Close Quarters Are Challenging
Right now people are stuck in their homes. We aren’t out shopping or wandering the mall, we aren’t going to our offices (for the most part, again, thank you to those who continue to provide all of our needs at their risk), and we aren’t leaving for entertainment. Our children are also at home. They are not having play dates, they aren’t going to school or sleeping at their grandparents’ house. EVERYONE IS AT HOME. Anyone else finding this a challenge?
As the weeks continue, are your children getting more restless? Maybe they are tired of Zoom? They miss their friends? They probably don’t want you around all that much either…
Okay. Take a breath and try to reset. For just a minute, sit, close your eyes and breathe. This WILL pass. Your children WILL go back to school – hopefully next year, and you will be able to go to the beach, out to dinner, see a movie again. But right now, it is difficult. Don’t get me wrong, it is a wonderful thing to have loved ones and we should all be so fortunate to have the opportunity of wishing they went somewhere else. I can’t imagine how difficult it could be for someone to be at home alone, in isolation. But it’s ok to be frustrated, especially while trying to work with so many invasive distractions in your new “home office”.
Times are stressful. Perhaps you are finding out more about your significant other than ever before? Maybe you have new admiration for your child’s teachers?
So we’ve established, our homes are a little more crowded and seem to be getting smaller by the minute. But what else have you noticed? Are your relationships flourishing under these conditions? Are you pleased with spending 24/7 together? It’s ok if there are some hiccups along the way. We are all different people for a reason and we DON’T all need to think or behave alike. And we ALL have different strengths and weaknesses.
But are you fighting more with your spouse? Are you drinking more to pass the time and combat your frustration? Is it getting harder to hide your substance use from everyone? Or maybe you are using more than just to have a good time; having to use now every day… Not going into the office probably doesn’t help. Any hey, who’s going to notice if you didn’t shower? No one can see your arms on a Zoom meeting, or notice your hands shaking…

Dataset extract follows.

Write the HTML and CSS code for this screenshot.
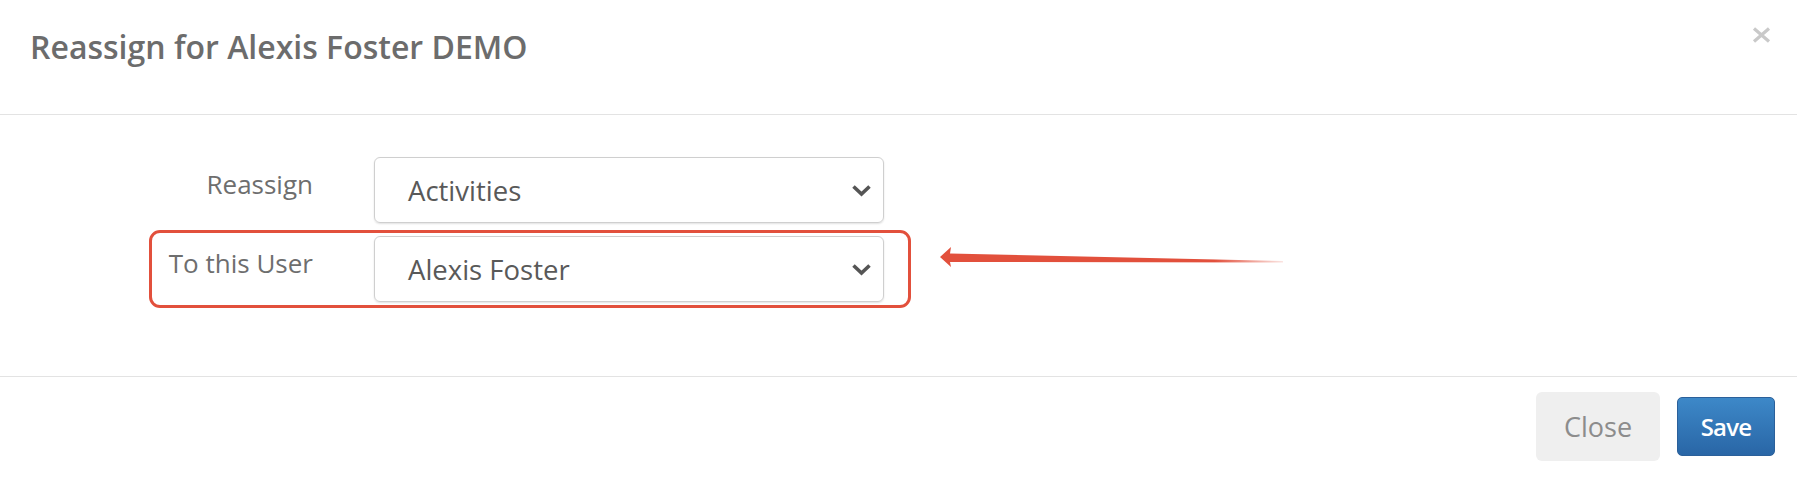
FILE: index.html
```html
<!DOCTYPE html>
<html>
<head>
<meta charset="utf-8">
<link rel="stylesheet" href="styles.css">
</head>
<body>
<div class="modal">
  <div class="modal-header">
    <h4 class="modal-title">Reassign for Alexis Foster DEMO</h4>
    <button class="close" aria-label="Close">
      <svg width="19" height="16" viewBox="0 0 19 16"><path d="M2 1.5 L17 14.5 M17 1.5 L2 14.5" stroke="#c9c9c9" stroke-width="3.2" stroke-linecap="butt"/></svg>
    </button>
  </div>
  <div class="modal-body">
    <div class="form-row">
      <label class="control-label">Reassign</label>
      <div class="select">
        <span class="select-value">Activities</span>
        <svg class="chevron" width="21" height="13" viewBox="0 0 21 13"><path d="M2.5 2.5 L10.5 10 L18.5 2.5" fill="none" stroke="#555" stroke-width="3.6"/></svg>
      </div>
    </div>
    <div class="form-row highlight">
      <label class="control-label">To this User</label>
      <div class="select">
        <span class="select-value">Alexis Foster</span>
        <svg class="chevron" width="21" height="13" viewBox="0 0 21 13"><path d="M2.5 2.5 L10.5 10 L18.5 2.5" fill="none" stroke="#555" stroke-width="3.6"/></svg>
      </div>
    </div>
    <svg class="arrow" width="350" height="26" viewBox="0 0 350 26">
      <defs>
        <linearGradient id="fade" x1="0" y1="0" x2="1" y2="0">
          <stop offset="0" stop-color="#e2503c"/>
          <stop offset="0.8" stop-color="#e2503c"/>
          <stop offset="1" stop-color="#e2503c" stop-opacity="0.15"/>
        </linearGradient>
      </defs>
      <polygon points="2,12 13,2 12,8.5 345,16 345,17.5 12,17 13,22" fill="url(#fade)"/>
    </svg>
  </div>
  <div class="modal-footer">
    <button class="btn btn-default">Close</button>
    <button class="btn btn-primary">Save</button>
  </div>
</div>
</body>
</html>
```
FILE: styles.css
```css
* { box-sizing: border-box; }
html, body {
  margin: 0;
  padding: 0;
  background: #fff;
}
body {
  font-family: "Open Sans", "Liberation Sans", sans-serif;
  width: 1797px;
  height: 487px;
  overflow: hidden;
}
.modal {
  width: 100%;
}
.modal-header {
  height: 115px;
  border-bottom: 1px solid #e3e3e3;
  display: flex;
  justify-content: space-between;
  align-items: flex-start;
  padding: 0 26px 0 30px;
}
.modal-title {
  margin: 0;
  padding-top: 29px;
  font-size: 32px;
  line-height: 36px;
  font-weight: 600;
  color: #6c6c6c;
}
.close {
  margin-top: 27px;
  padding: 0;
  border: 0;
  background: none;
  width: 19px;
  height: 16px;
  display: block;
}
.close svg { display: block; }
.modal-body {
  position: relative;
  height: 261px;
  padding: 36px 0 0 149px;
  display: flex;
  flex-direction: column;
  gap: 1px;
}
.form-row {
  width: 762px;
  height: 78px;
  display: flex;
  align-items: flex-start;
  border: 3px solid transparent;
  border-radius: 11px;
  padding: 3px 24px 3px 0;
}
.form-row.highlight {
  border-color: #e2503c;
}
.control-label {
  width: 161px;
  margin-right: 61px;
  text-align: right;
  font-size: 26px;
  line-height: 36px;
  padding-top: 9px;
  color: #6e6e6e;
  white-space: nowrap;
}
.select {
  width: 510px;
  height: 66px;
  border: 1px solid #cfcfcf;
  border-radius: 6px;
  box-shadow: 0 1px 2px rgba(0,0,0,0.12);
  display: flex;
  align-items: center;
  justify-content: space-between;
  padding: 0 11px 0 33px;
}
.select-value {
  font-size: 27.5px;
  color: #595959;
}
.chevron { display: block; }
.arrow {
  position: absolute;
  left: 938px;
  top: 130px;
}
.modal-footer {
  height: 111px;
  border-top: 1px solid #e3e3e3;
  display: flex;
  justify-content: flex-end;
  align-items: center;
  gap: 17px;
  padding: 0 22px 12px 0;
}
.btn {
  font-family: "Open Sans", "Liberation Sans", sans-serif;
  border-radius: 6px;
  display: flex;
  align-items: center;
  justify-content: center;
}
.btn-default {
  width: 124px;
  height: 69px;
  background: #efefef;
  border: 0;
  color: #8c8c8c;
  font-size: 27px;
}
.btn-primary {
  width: 98px;
  height: 59px;
  background: linear-gradient(#3d88c8, #2966a6);
  border: 1px solid #2b609a;
  border-radius: 5px;
  color: #fff;
  font-size: 24px;
  font-weight: 600;
  letter-spacing: -0.8px;
}
```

What about the kids? Are you more concerned about your kids? Maybe you are seeing that they are easily frustrated or stressed? Maybe they are unable to sit still or focus in “class”? Is your once happy and healthy household coming apart at the seams?
I worry that some may not be able to see the differences between being frustrated by supernormal circumstances and the rising tide of underlying issues and unhealthy responses. I worry about how domestic violence rates are rising. I worry that we are frustrated and our children are seeing this; seeing how we respond to one another, how we speak to our partners. It DOES translate into how THEY speak to our partners, how they will speak to their future partners. If we are aggressive or easily irritated, they will learn that is the norm. If they see violence, they will likely feel this is acceptable.
So again, take a breath and try to reset. For just a minute, sit, close your eyes and breathe. This WILL pass. But while it’s happening, don’t fight the need to ask for help. Don’t sit idly by and watch yourself fall into a worsening depression. Don’t allow your substance use to escalate with the false belief that you’ll work on it tomorrow. And don’t forget about your children and what they are seeing and learning.
Now I’ve gone and painted this awful picture of destroyed marriages and damaged children. But wait. It doesn’t have to be like that. There’s hope, and a lot of it. You and your partner CAN work on this together. You can learn how to have a healthy argument and when to stop and take a minute. This is a valuable lesson for your children. You can learn how to use “I statements” instead of “you statements” (examples provided below). You can work on your substance use – there are online meetings still going on and sponsors still exist (see my post from earlier for more information) as well as specialists (like myself) who would be more than happy to help you.
And what about your children? If you can calm yourself and start getting the treatment you need, they will become calm as well. You are allowed to make mistakes and teach them how to do things differently. Own what you’ve done and tell them you will change it (but then you MUST DO IT). If they are having issues, get them the help they need. Get them evaluated, start treatment. Don’t wait to seek help for them either.
Here’s where I say what I always do. Where I tell you I am here to help and if it isn’t from me, seek out your local psychiatrist. Here’s where I tell you I started treating children to increase access to treatment for them as well. And here’s where I remind you that I’m with Kimmel Psychology and associates in Coral Springs, FL but now working remotely through a telehealth platform and you don’t need to leave the house. While this is all true, I can’t do anything if you don’t let me know you need the help.
I have heard a lot about people struggling and thinking it’s normal. That it will pass and there’s nothing wrong other than the pandemic. That might be true. But if it isn’t, or if you aren’t sure, please seek treatment. If not for you, for the ones you love.
Please everyone stay healthy and safe.
Examples of “You statements” and “I statements”:
You statement – You don’t listen!
I statement – I feel like I’m not being heard
You statement – You’re no help!
I statement – I’m feeling overwhelmed, I’d appreciate some help
You statement – You don’t care!
I statement – I’m feeling unloved right now and I feel I need some more caring right now.